The American Civil Liberties Union believes that clear regulations about the use of drones should be adopted and court warrants should be obtained before they can be used for surveillance.

“We're worried about this being a slippery slope to drones looking into everything,” said Steve Miller, chairman of the Northwest Ohio ACLU. “The FAA is predicting 30,000 drones by the end of the decade.”

Sinclair Community College has FAA approval for restricted airspace over Springfield-Beckley Airport to test its unmanned SPEAR in conjunction with manufacturer Co-Operative Engineering Services, Inc.

“We believe it will be a multi-billion-dollar industry in coming years, and multi-billion-dollar industries require a trained work force,” Sinclair spokesman Adam Murka said.

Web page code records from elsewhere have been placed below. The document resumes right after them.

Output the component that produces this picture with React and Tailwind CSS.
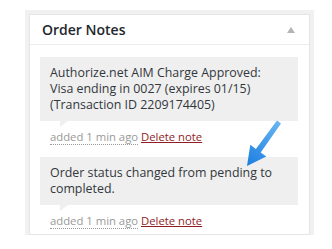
export default function App() {
  return (
    <div className="relative w-[332px] h-[249px] bg-white overflow-hidden" style={{ fontFamily: '"Open Sans", "Noto Sans", sans-serif' }}>
      <div className="pt-[10px] pl-[25px]">
        <div className="w-[289px] bg-[#f1f1f1] p-[4px] pb-[0px]">
          <div className="bg-white border border-[#e5e5e5]">
            <div className="h-[30px] flex items-center justify-between pl-[12px] pr-[14px] border-b border-[#eeeeee]">
              <span className="text-[14px] font-semibold text-[#23282d] leading-none">Order Notes</span>
              <svg width="8" height="6" viewBox="0 0 8 6"><polygon points="4,0 8,6 0,6" fill="#b4b4b4" /></svg>
            </div>
            <div className="pt-[12px] pl-[10px] pr-[11px] pb-[5px]">
              <div className="relative bg-[#efefef] px-[10px] py-[8px] text-[12.4px] leading-[16px] text-[#32373c] whitespace-nowrap">
                Authorize.net AIM Charge Approved:<br />
                Visa ending in 0027 (expires 01/15)<br />
                (Transaction ID 2209174405)
                <div className="absolute left-[20px] top-full w-0 h-0 border-t-[6px] border-r-[8px] border-t-[#efefef] border-r-transparent" />
              </div>
              <div className="mt-[8px] pl-[10px] text-[11.3px] leading-[16px] whitespace-nowrap">
                <span className="text-[#999999] border-b border-dotted border-[#999999]">added 1 min ago</span>{' '}
                <a className="text-[#8f1d24] underline font-medium">Delete note</a>
              </div>
              <div className="relative mt-[12px] bg-[#efefef] px-[10px] py-[8px] text-[12.4px] leading-[16px] text-[#32373c] whitespace-nowrap">
                Order status changed from pending to<br />
                completed.
                <div className="absolute left-[20px] top-full w-0 h-0 border-t-[6px] border-r-[8px] border-t-[#efefef] border-r-transparent" />
              </div>
              <div className="mt-[8px] pl-[10px] text-[11.3px] leading-[16px] whitespace-nowrap">
                <span className="text-[#999999] border-b border-dotted border-[#999999]">added 1 min ago</span>{' '}
                <a className="text-[#8f1d24] underline font-medium">Delete note</a>
              </div>
            </div>
          </div>
        </div>
      </div>
      <svg className="absolute left-0 top-0" width="332" height="249" viewBox="0 0 332 249">
        <defs>
          <linearGradient id="ag" x1="279" y1="122" x2="247" y2="166" gradientUnits="userSpaceOnUse">
            <stop offset="0" stopColor="#6ab4f2" />
            <stop offset="1" stopColor="#1a7fe0" />
          </linearGradient>
        </defs>
        <polygon points="277,120.5 255.9,148.9 250.3,144.8 247,166 266.3,156.6 260.7,152.5 281,123.5" fill="url(#ag)" />
      </svg>
    </div>
  );
}
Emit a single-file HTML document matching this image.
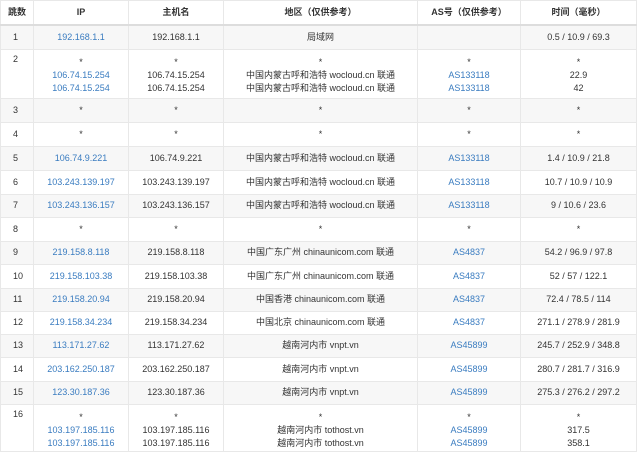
<!DOCTYPE html><html><head><meta charset="utf-8"><style>
body{margin:0;background:#fff;font-family:"Liberation Sans","Noto Sans CJK SC",sans-serif;font-size:9px;color:#333;width:640px;height:453px;overflow:hidden}
table{border-collapse:collapse;table-layout:fixed;width:636px;position:absolute;left:0;top:0}
td,th{border:1px solid #e8e8e8;text-align:center;padding:0;line-height:13px;vertical-align:middle}
th{font-weight:bold;height:23px;border-bottom:2px solid #ddd;color:#333}
tr:nth-child(odd) td{background:#f7f7f7}
td:first-child{text-align:left;padding-left:12px}
.b{color:#3a7cc0}
.m td{vertical-align:top;padding-top:6px}
.m td:first-child{padding-top:3px}
</style></head><body>
<table>
<colgroup><col style="width:33px"><col style="width:95px"><col style="width:95px"><col style="width:194px"><col style="width:103px"><col style="width:116px"></colgroup>
<thead><tr><th>跳数</th><th>IP</th><th>主机名</th><th>地区（仅供参考）</th><th>AS号（仅供参考）</th><th>时间（毫秒）</th></tr></thead>
<tbody>
<tr style="height:24px"><td>1</td><td class="b">192.168.1.1</td><td>192.168.1.1</td><td>局域网</td><td></td><td>0.5 / 10.9 / 69.3</td></tr>
<tr class="m" style="height:49px"><td>2</td><td>*<br><span class="b">106.74.15.254<br>106.74.15.254</span></td><td>*<br>106.74.15.254<br>106.74.15.254</td><td>*<br>中国内蒙古呼和浩特 wocloud.cn 联通<br>中国内蒙古呼和浩特 wocloud.cn 联通</td><td>*<br><span class="b">AS133118<br>AS133118</span></td><td>*<br>22.9<br>42</td></tr>
<tr style="height:24px"><td>3</td><td>*</td><td>*</td><td>*</td><td>*</td><td>*</td></tr>
<tr style="height:24px"><td>4</td><td>*</td><td>*</td><td>*</td><td>*</td><td>*</td></tr>
<tr style="height:24px"><td>5</td><td class="b">106.74.9.221</td><td>106.74.9.221</td><td>中国内蒙古呼和浩特 wocloud.cn 联通</td><td class="b">AS133118</td><td>1.4 / 10.9 / 21.8</td></tr>
<tr style="height:24px"><td>6</td><td class="b">103.243.139.197</td><td>103.243.139.197</td><td>中国内蒙古呼和浩特 wocloud.cn 联通</td><td class="b">AS133118</td><td>10.7 / 10.9 / 10.9</td></tr>
<tr style="height:23px"><td>7</td><td class="b">103.243.136.157</td><td>103.243.136.157</td><td>中国内蒙古呼和浩特 wocloud.cn 联通</td><td class="b">AS133118</td><td>9 / 10.6 / 23.6</td></tr>
<tr style="height:24px"><td>8</td><td>*</td><td>*</td><td>*</td><td>*</td><td>*</td></tr>
<tr style="height:23px"><td>9</td><td class="b">219.158.8.118</td><td>219.158.8.118</td><td>中国广东广州 chinaunicom.com 联通</td><td class="b">AS4837</td><td>54.2 / 96.9 / 97.8</td></tr>
<tr style="height:24px"><td>10</td><td class="b">219.158.103.38</td><td>219.158.103.38</td><td>中国广东广州 chinaunicom.com 联通</td><td class="b">AS4837</td><td>52 / 57 / 122.1</td></tr>
<tr style="height:23px"><td>11</td><td class="b">219.158.20.94</td><td>219.158.20.94</td><td>中国香港 chinaunicom.com 联通</td><td class="b">AS4837</td><td>72.4 / 78.5 / 114</td></tr>
<tr style="height:23px"><td>12</td><td class="b">219.158.34.234</td><td>219.158.34.234</td><td>中国北京 chinaunicom.com 联通</td><td class="b">AS4837</td><td>271.1 / 278.9 / 281.9</td></tr>
<tr style="height:23px"><td>13</td><td class="b">113.171.27.62</td><td>113.171.27.62</td><td>越南河内市 vnpt.vn</td><td class="b">AS45899</td><td>245.7 / 252.9 / 348.8</td></tr>
<tr style="height:24px"><td>14</td><td class="b">203.162.250.187</td><td>203.162.250.187</td><td>越南河内市 vnpt.vn</td><td class="b">AS45899</td><td>280.7 / 281.7 / 316.9</td></tr>
<tr style="height:23px"><td>15</td><td class="b">123.30.187.36</td><td>123.30.187.36</td><td>越南河内市 vnpt.vn</td><td class="b">AS45899</td><td>275.3 / 276.2 / 297.2</td></tr>
<tr class="m" style="height:47px"><td>16</td><td>*<br><span class="b">103.197.185.116<br>103.197.185.116</span></td><td>*<br>103.197.185.116<br>103.197.185.116</td><td>*<br>越南河内市 tothost.vn<br>越南河内市 tothost.vn</td><td>*<br><span class="b">AS45899<br>AS45899</span></td><td>*<br>317.5<br>358.1</td></tr>
</tbody></table>
</body></html>
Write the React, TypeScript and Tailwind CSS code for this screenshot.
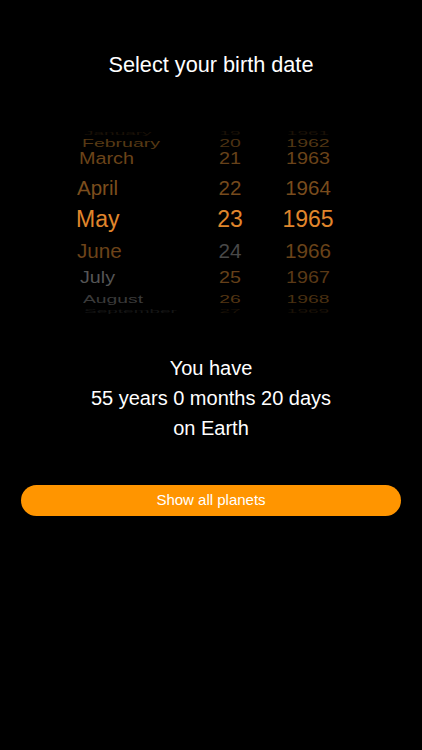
import React from "react";

type Row = {
  m: string;
  d: string;
  y: string;
  h: string;
  txt: string;
  pl: string;
  mc: string;
  dc: string;
  yc: string;
};

const rows: Row[] = [
  { m: "January", d: "19", y: "1961", h: "h-[10px]", txt: "text-[19px] scale-y-[0.25]", pl: "pl-[84px]", mc: "text-[#1a1107]", dc: "text-[#1a1107]", yc: "text-[#1a1107]" },
  { m: "February", d: "20", y: "1962", h: "h-[9px]", txt: "text-[19.5px] scale-y-[0.58]", pl: "pl-[82px]", mc: "text-[#563914]", dc: "text-[#4c3213]", yc: "text-[#523714]" },
  { m: "March", d: "21", y: "1963", h: "h-[31px]", txt: "text-[19.8px] scale-y-[0.82]", pl: "pl-[79px]", mc: "text-[#6c4419]", dc: "text-[#664119]", yc: "text-[#6b4319]" },
  { m: "April", d: "22", y: "1964", h: "h-[28px]", txt: "text-[20.5px] scale-y-[0.98]", pl: "pl-[77px]", mc: "text-[#7c4e1d]", dc: "text-[#764a1c]", yc: "text-[#794c1d]" },
  { m: "May", d: "23", y: "1965", h: "h-[34px]", txt: "text-[23px]", pl: "pl-[76px]", mc: "text-[#e0862c]", dc: "text-[#e0862c]", yc: "text-[#e0862c]" },
  { m: "June", d: "24", y: "1966", h: "h-[30px]", txt: "text-[20.7px] scale-y-[0.94]", pl: "pl-[77px]", mc: "text-[#6c4319]", dc: "text-[#484848]", yc: "text-[#6a4319]" },
  { m: "July", d: "25", y: "1967", h: "h-[24px]", txt: "text-[19.7px] scale-y-[0.84]", pl: "pl-[80px]", mc: "text-[#555555]", dc: "text-[#664019]", yc: "text-[#5a3916]" },
  { m: "August", d: "26", y: "1968", h: "h-[12px]", txt: "text-[19.3px] scale-y-[0.58]", pl: "pl-[83px]", mc: "text-[#3a3a3a]", dc: "text-[#533513]", yc: "text-[#4a3011]" },
  { m: "September", d: "27", y: "1969", h: "h-[14px]", txt: "text-[19px] scale-y-[0.25]", pl: "pl-[84px]", mc: "text-[#161616]", dc: "text-[#1a1107]", yc: "text-[#1a1107]" },
];

export default function App() {
  return (
    <div
      className="w-[422px] h-[750px] bg-black flex flex-col items-center overflow-hidden"
      style={{ fontFamily: '"Liberation Sans", Arial, Helvetica, sans-serif' }}
    >
      <div className="mt-[50px] h-[30px] leading-[30px] text-[21.7px] text-white">Select your birth date</div>

      <div className="mt-[44px] w-full flex flex-col">
        {rows.map((r) => (
          <div key={r.m} className={`${r.h} w-full grid grid-cols-[200px_60px_96px] items-center overflow-visible`}>
            <div className={`${r.pl} flex items-center`}>
              <span className={`inline-block leading-none whitespace-nowrap origin-center ${r.txt} ${r.mc}`}>{r.m}</span>
            </div>
            <div className="flex items-center justify-center">
              <span className={`inline-block leading-none origin-center ${r.txt} ${r.dc}`}>{r.d}</span>
            </div>
            <div className="flex items-center justify-center">
              <span className={`inline-block leading-none origin-center ${r.txt} ${r.yc}`}>{r.y}</span>
            </div>
          </div>
        ))}
      </div>

      <div className="mt-[37px] flex flex-col items-center text-white text-[20px] leading-[30px]">
        <div>You have</div>
        <div>55 years 0 months 20 days</div>
        <div>on Earth</div>
      </div>

      <button className="mt-[42px] w-[380px] h-[31px] rounded-full bg-[#ff9500] text-white text-[15px] flex items-center justify-center">
        Show all planets
      </button>
    </div>
  );
}
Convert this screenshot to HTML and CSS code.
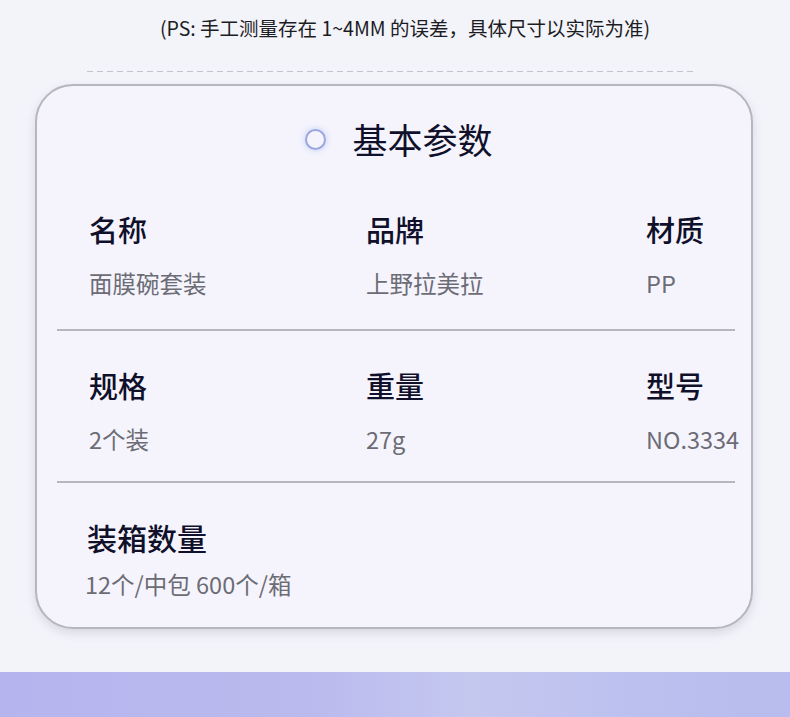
FILE: index.html
```html
<!DOCTYPE html>
<html lang="zh-CN">
<head>
    <meta charset="UTF-8">
    <meta name="viewport" content="width=device-width, initial-scale=1.0">
    <title>基本参数</title>
    <link rel="stylesheet" href="styles.css">
</head>
<body>
    <p class="note">(PS: 手工测量存在 1~4MM 的误差，具体尺寸以实际为准)</p>
    <div class="dash"></div>

    <section class="card">
        <h2 class="card-title"><span class="dot"></span>基本参数</h2>

        <div class="spec-row first">
            <div class="spec">
                <div class="spec-label">名称</div>
                <div class="spec-value">面膜碗套装</div>
            </div>
            <div class="spec">
                <div class="spec-label">品牌</div>
                <div class="spec-value">上野拉美拉</div>
            </div>
            <div class="spec">
                <div class="spec-label">材质</div>
                <div class="spec-value">PP</div>
            </div>
        </div>

        <div class="spec-row">
            <div class="spec">
                <div class="spec-label">规格</div>
                <div class="spec-value">2个装</div>
            </div>
            <div class="spec">
                <div class="spec-label">重量</div>
                <div class="spec-value">27g</div>
            </div>
            <div class="spec">
                <div class="spec-label">型号</div>
                <div class="spec-value">NO.3334</div>
            </div>
        </div>

        <div class="spec-row last">
            <div class="spec wide">
                <div class="spec-label">装箱数量</div>
                <div class="spec-value">12个/中包 600个/箱</div>
            </div>
        </div>
    </section>

    <div class="band"></div>
</body>
</html>
```

FILE: styles.css
```css
:root {
    --page-bg: #f3f3fa;
    --card-bg: #f5f4fd;
    --line: #b6b6bf;
    --label: #10102a;
    --value: #6c6c75;
}

body {
    margin: 0;
    background-color: var(--page-bg);
    font-family: "Noto Sans CJK SC", "Noto Sans", sans-serif;
    height: 717px;
    overflow: hidden;
}

.note {
    margin: 0;
    padding: 16px 0 0 20px;
    text-align: center;
    font-size: 19.5px;
    line-height: 24px;
    color: #1c1c24;
}

.dash {
    margin: 31px 93px 0 87px;
    height: 1px;
    background: repeating-linear-gradient(90deg, #c3c3cc 0 6px, transparent 6px 10px);
}

.card {
    margin: 12px 37px 0 35px;
    height: 545px;
    box-sizing: border-box;
    background-color: var(--card-bg);
    border: 2px solid var(--line);
    border-radius: 38px;
    box-shadow: 0 4px 10px rgba(90, 90, 120, 0.18);
    padding-top: 31px;
}

.card-title {
    margin: 0;
    display: flex;
    align-items: center;
    justify-content: center;
    gap: 26px;
    font-size: 35px;
    line-height: 44px;
    font-weight: 400;
    color: var(--label);
    padding-left: 10px;
}

.dot {
    width: 17px;
    height: 17px;
    border: 2px solid #9aa6de;
    border-radius: 50%;
    box-shadow: 0 0 6px rgba(150, 180, 240, 0.6);
}

.spec-row {
    display: grid;
    grid-template-columns: 277px 280px 1fr;
    margin: 0 16px 0 20px;
    padding: 36px 0 27px 32px;
    border-bottom: 2px solid var(--line);
}

.spec-row.first {
    padding-top: 50px;
    padding-bottom: 31px;
}

.spec-row.last {
    border-bottom: none;
    padding-top: 36px;
    padding-left: 30px;
}

.spec-label {
    font-size: 29px;
    line-height: 36px;
    font-weight: 500;
    color: var(--label);
}

.last .spec-label {
    font-size: 30px;
}

.spec-value {
    margin-top: 21px;
    font-size: 23.5px;
    line-height: 30px;
    color: var(--value);
}

.last .spec-value {
    margin-top: 14px;
    margin-left: -2px;
}

.band {
    margin-top: 43px;
    height: 60px;
    background: linear-gradient(90deg, #b5b4ee 0%, #bbbaee 40%, #c4c8ef 60%, #bcc0ee 80%, #b8bcee 100%);
}
```
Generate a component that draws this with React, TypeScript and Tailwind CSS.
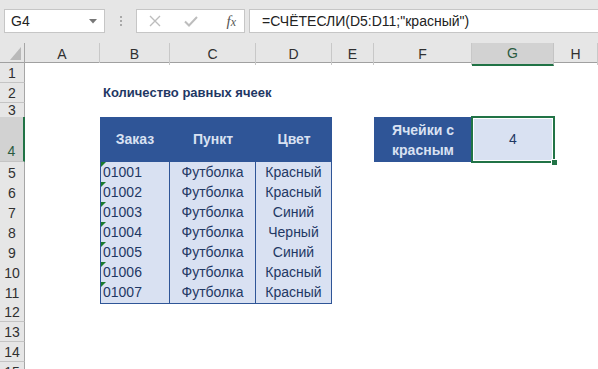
import React from 'react';

const COLS = 'grid grid-cols-[25px_75px_70px_86px_76px_42px_98px_82px_1fr]';

const data = [
  ['01001', 'Футболка', 'Красный'],
  ['01002', 'Футболка', 'Красный'],
  ['01003', 'Футболка', 'Синий'],
  ['01004', 'Футболка', 'Черный'],
  ['01005', 'Футболка', 'Синий'],
  ['01006', 'Футболка', 'Красный'],
  ['01007', 'Футболка', 'Красный'],
];

const letters = ['A', 'B', 'C', 'D', 'E', 'F', 'G', 'H'];

// green error triangle in the top left of a cell
const Flag = () => (
  <span className="absolute left-0 top-0 w-0 h-0 border-t-[5px] border-t-[#1a7a2e] border-r-[5px] border-r-transparent" />
);

const RowHead = ({ n, active, tall }: { n: number; active?: boolean; tall?: boolean }) => (
  <div
    className={`flex justify-center border-b border-[#c4c4c4] text-[14px] leading-none ${
      active
        ? 'bg-[#d2d2d2] border-r-2 border-r-[#217346] text-[#2a5b40] items-end pb-[3px]'
        : 'bg-[#e6e6e6] border-r border-r-[#a6a6a6] text-[#303030] items-center'
    } ${tall ? '' : ''}`}
  >
    {n}
  </div>
);

const Empty = () => <div className="bg-white" />;

export default function App() {
  return (
    <div className="w-[598px] h-[369px] overflow-hidden bg-white font-['Liberation_Sans',Arial,sans-serif]">
      {/* formula bar */}
      <div className="flex h-[43px] items-start pt-[9px] bg-[#e6e6e6]">
        <div className="ml-[4px] w-[101px] h-[24px] bg-white border border-[#c6c6c6] flex items-center justify-between pl-[6px] pr-[7px] text-[14px] text-[#222]">
          <span>G4</span>
          <svg width="8" height="5" viewBox="0 0 8 5"><path d="M0 0h8L4 4.5z" fill="#777" /></svg>
        </div>
        <div className="w-[31px] h-[24px] flex flex-col items-center justify-center gap-[2px]">
          <span className="w-[2px] h-[2px] bg-[#a8a8a8]" />
          <span className="w-[2px] h-[2px] bg-[#a8a8a8]" />
          <span className="w-[2px] h-[2px] bg-[#a8a8a8]" />
        </div>
        <div className="w-[109px] h-[24px] bg-white border border-[#c6c6c6] flex items-center pl-[12px] pr-[8px]">
          <svg width="12" height="12" viewBox="0 0 12 12">
            <path d="M1 1l10 10M11 1L1 11" stroke="#bdbdbd" strokeWidth="1.4" />
          </svg>
          <svg className="ml-[23px]" width="14" height="11" viewBox="0 0 14 11">
            <path d="M1 5.5l4 4L13 1" stroke="#bdbdbd" strokeWidth="2" fill="none" />
          </svg>
          <span className="ml-auto italic font-['Liberation_Serif',serif] text-[15px] text-[#555]">
            f<span className="text-[12px]">x</span>
          </span>
        </div>
        <div className="ml-[4px] flex-1 h-[24px] bg-white border border-r-0 border-[#c6c6c6] flex items-center pl-[12px] text-[14px] text-[#222] whitespace-nowrap">
          =СЧЁТЕСЛИ(D5:D11;"красный")
        </div>
      </div>

      {/* column headers */}
      <div className={`${COLS} h-[20px] bg-[#e6e6e6] border-b border-[#a0a0a0]`}>
        <div className="relative border-r border-[#a6a6a6]">
          <svg className="absolute left-0 top-0" width="24" height="20" viewBox="0 0 24 20">
            <path d="M21 4v13H10z" fill="#b9b9b9" />
          </svg>
        </div>
        {letters.map((l) =>
          l === 'G' ? (
            <div key={l} className="flex items-center justify-center bg-[#d2d2d2] border-r border-[#c4c4c4] border-b-2 border-b-[#217346] text-[14px] text-[#2a5b40] -mb-[1px]">
              {l}
            </div>
          ) : (
            <div key={l} className="flex items-center justify-center border-r border-[#c8c8c8] text-[14px] text-[#303030]">
              {l}
            </div>
          )
        )}
      </div>

      {/* row 1 */}
      <div className={`${COLS} h-[20px]`}>
        <RowHead n={1} />
        <Empty />
      </div>

      {/* row 2 : title */}
      <div className={`${COLS} h-[20px]`}>
        <RowHead n={2} />
        <Empty />
        <div className="flex items-center pl-[3px] whitespace-nowrap text-[13px] font-bold text-[#1f3864]">
          Количество равных ячеек
        </div>
      </div>

      {/* row 3 */}
      <div className={`${COLS} h-[14px]`}>
        <RowHead n={3} />
        <Empty />
      </div>

      {/* row 4 : table header + result */}
      <div className={`${COLS} h-[45px]`}>
        <RowHead n={4} active tall />
        <Empty />
        <div className="flex items-center justify-center bg-[#2f5597] text-[14px] font-bold text-[#d9e1f2]">Заказ</div>
        <div className="flex items-center justify-center bg-[#2f5597] text-[14px] font-bold text-[#d9e1f2]">Пункт</div>
        <div className="flex items-center justify-center bg-[#2f5597] text-[14px] font-bold text-[#d9e1f2]">Цвет</div>
        <Empty />
        <div className="flex items-center justify-center text-center bg-[#2f5597] text-[14px] leading-[20px] font-bold text-[#d9e1f2]">
          Ячейки с<br />красным
        </div>
        <div className="relative flex items-center justify-center bg-[#d9e1f2] text-[14px] text-[#1f3864]">
          4
          <span className="absolute -left-[1px] -top-[1px] -right-[1px] -bottom-[1px] border-2 border-[#217346] shadow-[inset_0_0_0_1px_white]" />
          <span className="absolute -right-[4px] -bottom-[4px] w-[7px] h-[7px] bg-[#217346] border border-white" />
        </div>
      </div>

      {/* rows 5-11 */}
      {data.map((r, i) => (
        <div key={r[0]} className={`${COLS} h-[20px]`}>
          <RowHead n={5 + i} />
          <Empty />
          <div className="relative flex items-center pl-[2px] bg-[#d9e1f2] border-l border-r border-b border-[#2f5597] text-[14px] text-[#1f3864]">
            <Flag />
            {r[0]}
          </div>
          <div className="flex items-center justify-center bg-[#d9e1f2] border-r border-b border-[#2f5597] text-[14px] text-[#1f3864]">
            {r[1]}
          </div>
          <div className="flex items-center justify-center bg-[#d9e1f2] border-r border-b border-[#2f5597] text-[14px] text-[#1f3864]">
            {r[2]}
          </div>
        </div>
      ))}

      {/* empty rows */}
      {[12, 13, 14, 15].map((n) => (
        <div key={n} className={`${COLS} h-[20px]`}>
          <RowHead n={n} />
          <Empty />
        </div>
      ))}
    </div>
  );
}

Ohio University's Avionics Engineering Center has FAA airspace authority as part of its research to ensure that an unmanned aircraft can sense and avoid other aircraft.

“We are trying to make the technology safer for a lot of civilian applications that are overlooked by the general public,” center spokesman Colleen Carow said. “They can be used to assess disaster sites, fly in areas that are unsafe or impossible for humans to reach such as a plane crash in the mountains, and monitor crops….”

Lorain County Community College has incorporated the technology into its aerospace program with students building and testing their own rockets and unmanned aerial crafts. So far test flights have been limited to inside the school's fieldhouse, but it has asked for FAA airspace authorization.

“Our interest right now is on investigative things — infrastructure, thermal checks on buildings to check heat loss, precision agriculture to identify different croplands that are producing more than others,” professor Marlin Linger said.